With the introduction of the Employment Rights Bill, could we see the end of the ‘fire and rehire’ practice?
Broadly, yes – although we won’t see anything soon as the Bill isn’t due to come into effect until around 2026.
What is ‘fire and rehire’?
Fire and rehire, also known as dismissal and re-engagement, is a practice used by employers whereby an employer dismisses an employee, only to then re-hire them, often on less favourable contractual terms.
This practice is commonly used when employers want to vary an employee’s contractual terms but cannot get full employee co-operation. In those circumstances, an employer can either unilaterally impose the change,which carries the greatest risk, or terminate the existing contract and then re-employ the employee on the new terms and conditions – namely, fire and re-hire.
Generally speaking, employers can justify the latter action by relying on a sound business reason for needing to implement the variation, such as responding to economic changes, changing working practices or harmonising terms and conditions.
What does the Bill do?
The new Bill will make it unlawful to dismiss an employee if the principal reason for the dismissal is either:
- That the employee refused to agree to a variation of contract sought by the employer
- To enable the employer to recruit another person – or rehire the employee – under new terms, but with substantially the same duties.
This essentially means that the practice of fire and rehire will be unlawful, save for the very limited exceptions below.
For a dismissal to be lawful, employers will need to show that the variation was necessary to significantly mitigate any financial difficulties which would affect the employer’s ability to carry on its business and that the employer could not reasonably have avoided the need to make the variation to the contract. The defence is narrow and will be difficult to run.
The tribunal will also take into account the extent of any consultation carried out with the employee and anything that the employer has offered the employee in return for agreeing to any proposed variation.
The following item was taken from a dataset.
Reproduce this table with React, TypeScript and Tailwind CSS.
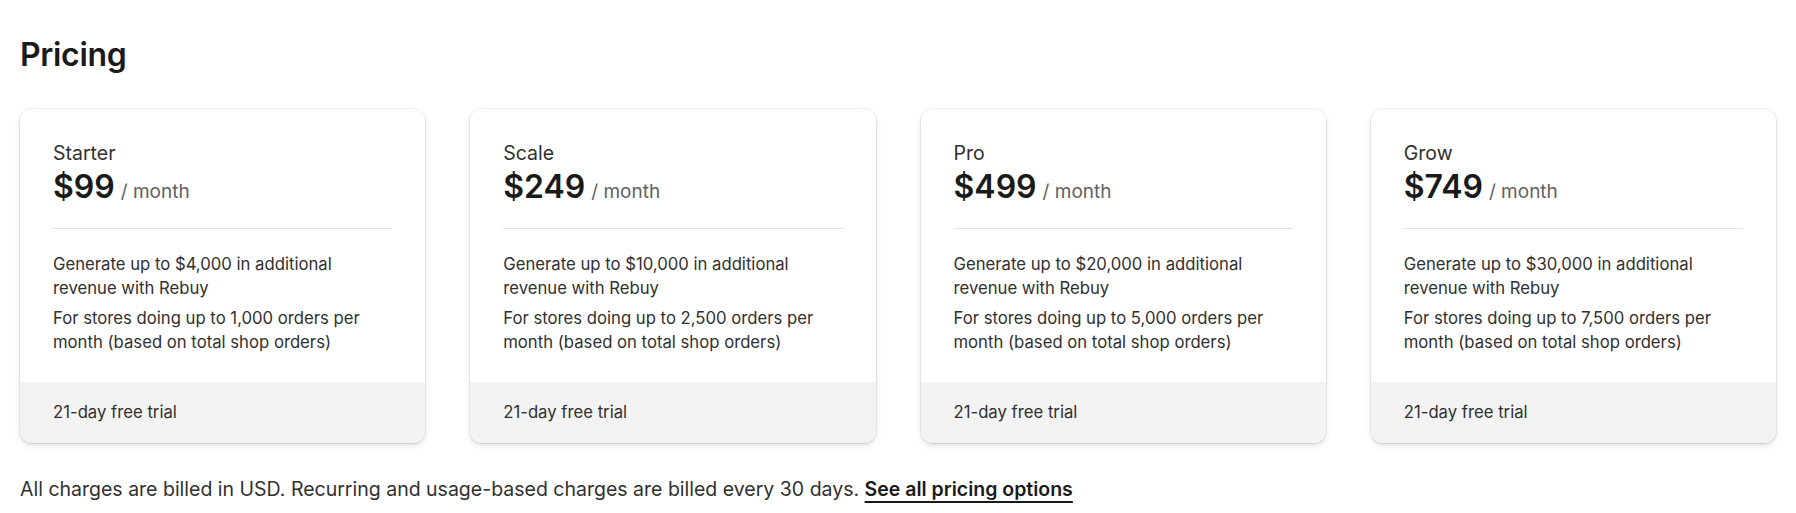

What do employers need to do?
The Bill is not anticipated to come into effect until 2026, so there is no immediate action to be taken. However, it would be wise for employers to start thinking about their existing practices now and the options available to them should they wish to implement a contractual variation under current practices, as set out in the “what is fire and rehire?” section above.
Employers should also bear in mind that failure to manage any change in contracts correctly can lead to issues within the workplace, including damage to relationships and an increased level of absence and reputational damage, so it is important to assess the situation and any potential issues that may arise.
The government has also launched a consultation paper seeking views as to whether interim relief should be available to employees, where they bring a claim under the new provisions – once they come into effect – so we will also need to keep an eye on this as this can have financial ramifications for employers.
It might be that employers also need to tighten the variation clauses within their contracts of employment, but more to come on that as the Bill progresses.